Speaker
Description
Coplanar waveguides (CPWs) are used ubiquitously for microwave signal transmission in superconducting quantum processors, and air bridges are crucial to maintain signal hygiene and enable high-density, space-efficient routing. While their use in quantum processors to maintain ground connections across complex circuit topologies is well established empirically (Janzen et al., 2022, and related works), their impact on quantum device performance has not been studied very quantitatively or systematically. In addition, cleanroom process flows and outcomes are often highly facility-specific, necessitating the development of air-bridge nanofabrication recipes for local cleanrooms.
Here, we use electromagnetic modelling to explore how physical fabrication constraints impact the electromagnetic (EM) performance of both air bridges and their host devices, focussing on suppressing slot-line modes emerging during signal transmission along CPWs. We also develop a nanofabrication method to construct aluminium air bridges on a Tantalum thin film (similar to both Chen et al., 2013, and Bu et al., 2025), using the tools and materials available at the University of Sydney Research and Prototype Foundry (using lithography, evaporative deposition and lift-off techniques to define bridge width, thickness, and height).

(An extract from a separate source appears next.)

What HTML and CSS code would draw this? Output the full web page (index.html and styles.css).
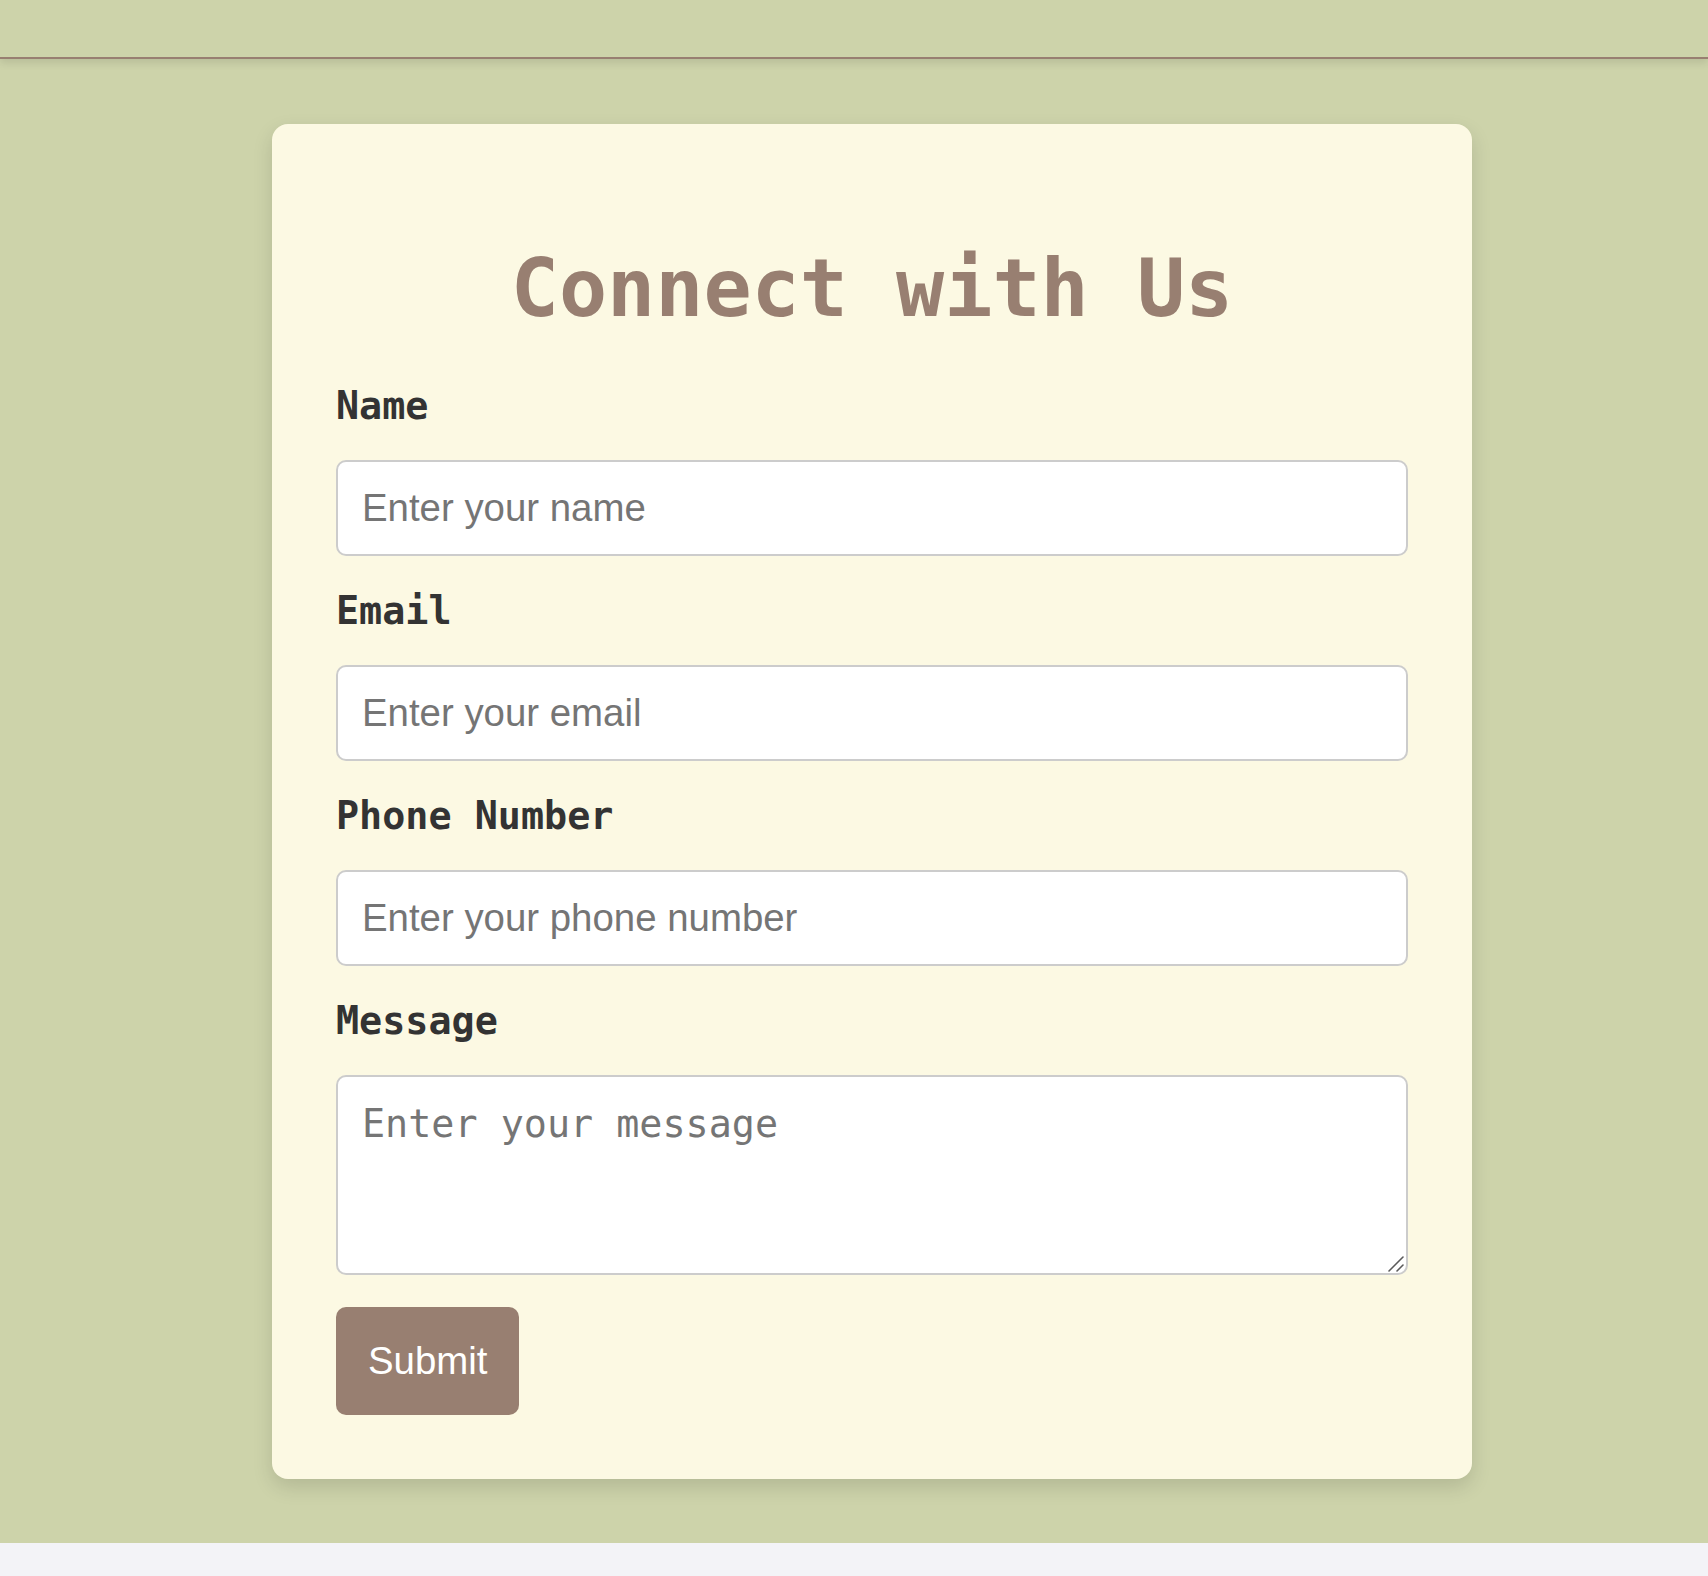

Our EM modelling is carried out using ANSYS HFSS, including EM mode analysis and full-wave 3D simulations of representative CPW sections. Informed by our parallel nanofabrication work, we vary air-bridge geometry and placement density and evaluate scattering parameters over the operating band to quantify microwave reflections and scattering loss. We then study how air bridges impact the performance of specific on-chip design features like CPW bends and high-Q resonators. Using these results, we optimise air-bridge performance under practical constraints imposed by nanofabrication processes and sample-holder design, identifying parameter windows that meet impedance matching and microwave scattering loss targets. This in turn informs our fabrication recipe, which is designed to be transferable to a wide range of superconducting processor layouts.